Tornou-se um par ímpar, diferente em quase tudo. Suas vidas intercederam-se quando, num desses encontros inexplicáveis da vida, se bateram em frente a uma estante de poesias na livraria do bairro.
Ele procurava Vinícius por paixão pela poesia do Poetinha, ela procurava em Vinícius uma companhia para as madrugadas insones.
Bearrice não dormia havia anos. Não era uma doença, somente uma companheira constante. Simplesmente não dormia. Gastava as horas lendo ou escrevendo. Não sentia cansaço, fadiga e nem mau humor. Apenas não dormia.

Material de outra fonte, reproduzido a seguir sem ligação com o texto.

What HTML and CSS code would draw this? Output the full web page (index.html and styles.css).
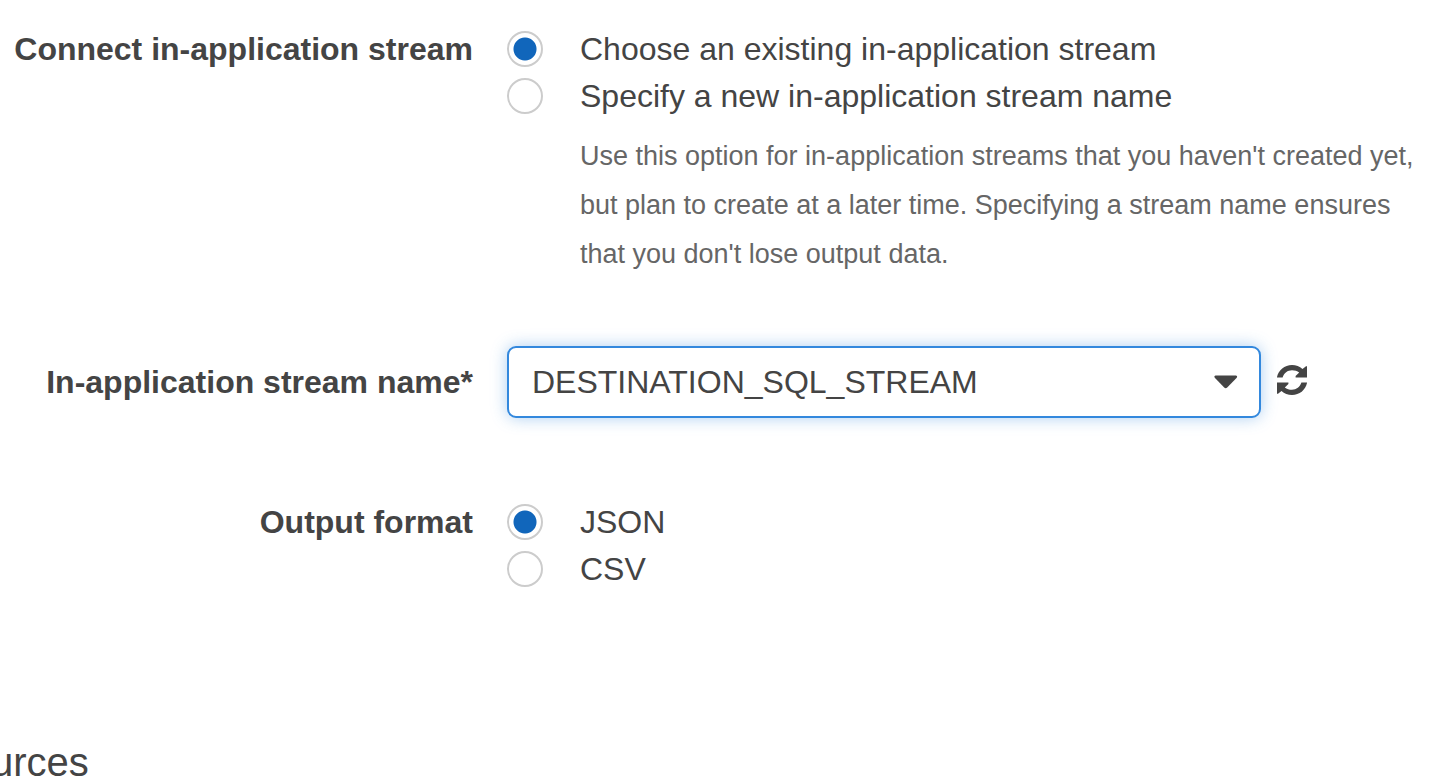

Lembrava que seu último sono longo fora há dois anos quando abrasava uma paixão feliz e incontrolável por Zenildo. Foi um amor de meses que se acabou com a transferência do rapaz para Santarém. Com seu próprio negócio e uma vida cheia de compromissos, ela não pôde acompanhá-lo e as noites acordadas voltaram.
Foi aí que percebeu que por toda a vida só dormira bem quando estava feliz.
Com Mateneu ocorria o oposto, dormia quando bem queria. Com vida solitária, sem amante ou grandes paixões, dormia para livrar-se dos dias vazios. Na leitura e nos sonhos vivia aventuras, romances correspondidos e completos. Seu dia se resumia às oito horas de trabalho e às obrigações chatas da vida de adulto. Cumpridos os compromissos, se atirava na cama com um livro e lia até o sono chegar. E sonhava com o que lera. Já fora D’Artagnan, Quixote, Eduardo Marciano, Macunaíma, Vadinho... Acordado era apenas mais um bedel da prefeitura. Os sonhos eram mais divertidos.
Aquele último Vinícius na prateleira encarregou-se de provocar o encontro com que ambos fantasiavam encontrar.
Cavalheirescamente, ele ofereceu à loira Bearrice a prioridade da compra. Ela, já com todos os demais livros do velho Vina na prateleira, insistiu para que ele levasse aquele. Enquanto discutiam quem ficaria com o livro, sentaram-se para um cafezinho, ali mesmo, na livraria. Aos poucos a conversa foi tomando outros rumos, suas próprias vidas, nomes, afazeres... Essas conversas próprias de quem acaba de se conhecer e que não deseja a separação breve.
Quando receberam o aviso do funcionário que a livraria estava fechando, perceberam o quanto conversaram. Era hora da decisão. Ele ganhou. Bearrice ficaria com o livro e, depois de lê-lo, o emprestaria a Mateneu. Trocaram os números de telefones com o compromisso de um novo cafezinho logo, logo.
Cada um para seu lado e um gostinho bom durante a insônia dela e as viagens noturnas dele.
Aquela madrugada ela atravessou folheando a lista telefônica, número por número, em busca do endereço do rapaz. Ele dormia com ela entre nuvens.
Nas primeiras horas da manhã ele recebeu das mãos de um estafeta o livro em embrulho colorido e dedicatória singela. Para retribuir o carinho e o presente, sem saber qual dos dois fora mais tocante, retirou do bolso o papelzinho em que anotara o nome da loura e a convidou para um jantar.
Mais uma despedida difícil à noite. A comida foi detalhe que degustaram aos pouquinhos para que não houvesse fim, não o jantar, mas a companhia. Falaram de suas vidas sem omitir detalhes, um queria que o outro soubesse tudo a seu respeito e queria saber tudo do outro. Muito foi dito, tudo foi ouvido e as horas passavam.
Alta madrugada foram novamente enxotados pelo último funcionário.
A vontade de não se separarem foi maior que a timidez e a pudicícia. Ela tomou a iniciativa e o convidou para irem à sua casa. Não houve titubeação, a resposta veio rápida.
Desde aquela noite, na mesma cama, ela dorme como uma criança, sorriso nos lábios e ele atravessa as noites velando para que a felicidade não acabe.